Return only the lines from the top of the data down to the one that holds "const actions = ['ATTACK', 'STRONG", both included, without any pictures.
━━━━━ Data block ━━━━━
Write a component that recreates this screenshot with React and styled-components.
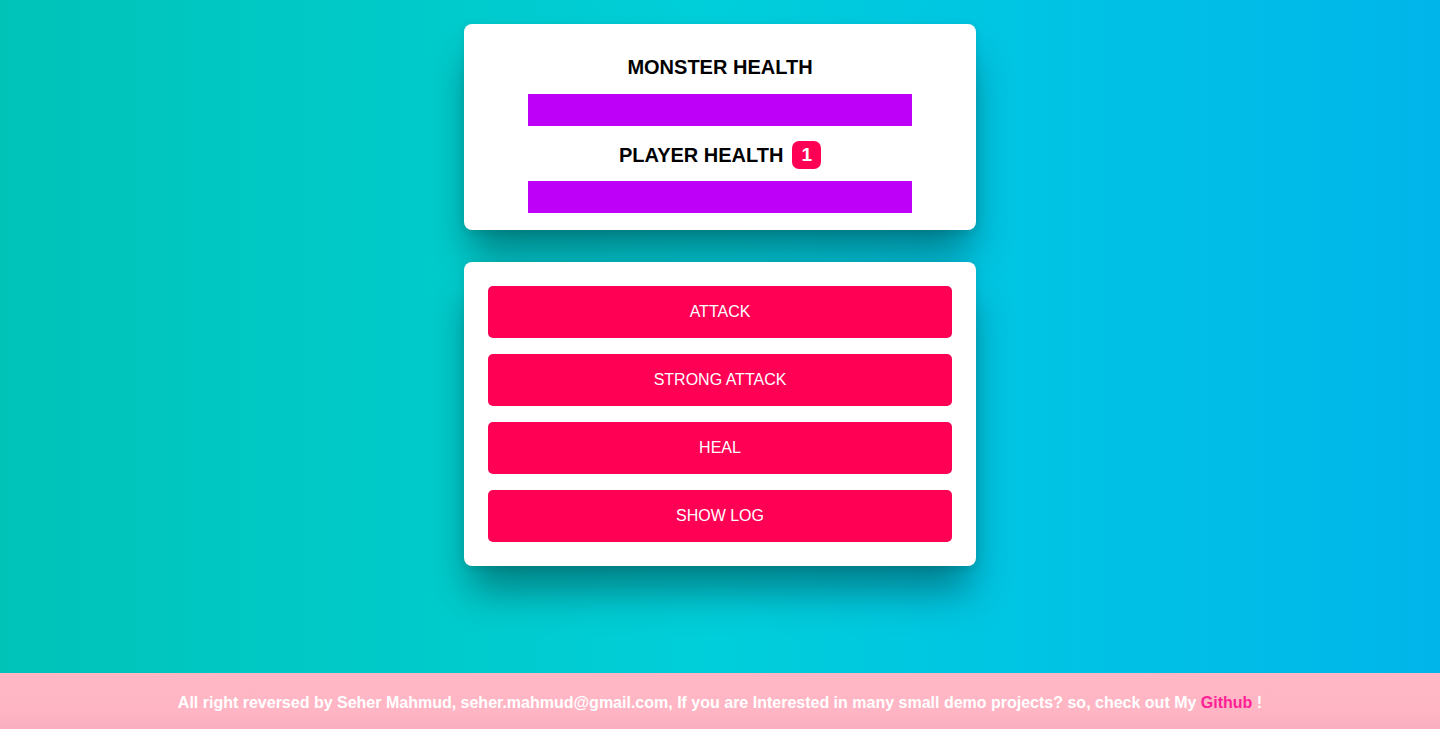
import React from 'react'
import styled, { createGlobalStyle } from 'styled-components'

const GlobalStyle = createGlobalStyle`
    * {
        box-sizing: border-box;
    }
    html, body {
        margin: 0;
        padding: 0;
        height: 100%;
    }
    body {
        font-family: "Liberation Sans", Arial, Helvetica, sans-serif;
    }
`

const App = () => {
    const actions = ['ATTACK', 'STRONG ATTACK', 'HEAL', 'SHOW LOG']

    return (
        <Page>
            <GlobalStyle />
            <Main>
                <Card $padding="24px 0 17px">
                    <Title>MONSTER HEALTH</Title>
                    <HealthBar $top={8} value={100} max={100} />
                    <Title $top={10}>
                        PLAYER HEALTH <Badge>1</Badge>
                    </Title>
                    <HealthBar $top={7} value={100} max={100} />
                </Card>
                <Card $padding="24px" $top={32}>
                    <Controls>
                        {actions.map((label) => (
                            <ActionButton key={label}>{label}</ActionButton>
                        ))}
                    </Controls>
                </Card>
            </Main>
            <Footer>
                All right reversed by Seher Mahmud, seher.mahmud@gmail.com, If you are Interested in many small demo projects? so, check out My <a href="#">Github</a> !
            </Footer>
        </Page>
    )
}

export default App

const Page = styled.div`
    min-height: 100vh;
    display: flex;
    flex-direction: column;
    background: linear-gradient(to right, #00c3b8 0%, #00cbcb 30%, #00ceda 50%, #00c4e4 72%, #00b5ea 100%);
`

const Main = styled.main`
    flex: 1;
    display: flex;
    flex-direction: column;
    align-items: center;
    padding-top: 24px;
`

const Card = styled.section`
    width: 512px;
    margin-top: ${(p) => p.$top || 0}px;
    padding: ${(p) => p.$padding};
    background: #fff;
    border-radius: 8px;
    box-shadow: 0 2px 8px rgba(0, 0, 0, 0.1), 0 30px 40px -6px rgba(0, 0, 0, 0.38);
    display: flex;
    flex-direction: column;
    align-items: center;
`

const Title = styled.h2`
    margin: ${(p) => p.$top || 0}px 0 0;
    height: 38px;
    display: flex;
    align-items: center;
    gap: 9px;
    font-size: 20px;
    font-weight: 700;
    color: #000;
`

const Badge = styled.span`
    display: inline-flex;
    align-items: center;
    justify-content: center;
    height: 28px;
    padding: 0 9px;
    border-radius: 7px;
    background: #ff0055;
    color: #fff;
    font-size: 19px;
    font-weight: 700;
`

const HealthBar = styled.progress`
    appearance: none;
    -webkit-appearance: none;
    display: block;
    width: 75%;
    height: 32px;
    margin-top: ${(p) => p.$top}px;
    border: none;
    background: #be00f8;
    &::-webkit-progress-bar {
        background: #fff;
    }
    &::-webkit-progress-value {
        background: #be00f8;
    }
    &::-moz-progress-bar {
        background: #be00f8;
    }
`

const Controls = styled.div`
    width: 100%;
    display: flex;
    flex-direction: column;
    gap: 16px;
`

const ActionButton = styled.button`
    height: 52px;
    width: 100%;
    border: none;
    border-radius: 5px;
    background: #ff0055;
    color: #fff;
    font-family: "Liberation Sans", Arial, sans-serif;
    font-size: 16px;
    cursor: pointer;
    &:hover {
        background: #e6004c;
    }
`

const Footer = styled.footer`
    height: 56px;
    padding-top: 3px;
    display: flex;
    align-items: center;
    justify-content: center;
    background: linear-gradient(to bottom, #ffb7c5 0%, #ffb5c4 70%, #f9adc0 100%);
    color: #fff;
    font-size: 16px;
    font-weight: 700;
    white-space: pre;
    a {
        color: #ff1f96;
        text-decoration: none;
    }
`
━━━━━
Exercise output:
Write a component that recreates this screenshot with React and styled-components.
import React from 'react'
import styled, { createGlobalStyle } from 'styled-components'

const GlobalStyle = createGlobalStyle`
    * {
        box-sizing: border-box;
    }
    html, body {
        margin: 0;
        padding: 0;
        height: 100%;
    }
    body {
        font-family: "Liberation Sans", Arial, Helvetica, sans-serif;
    }
`

const App = () => {
    const actions = ['ATTACK', 'STRONG ATTACK', 'HEAL', 'SHOW LOG']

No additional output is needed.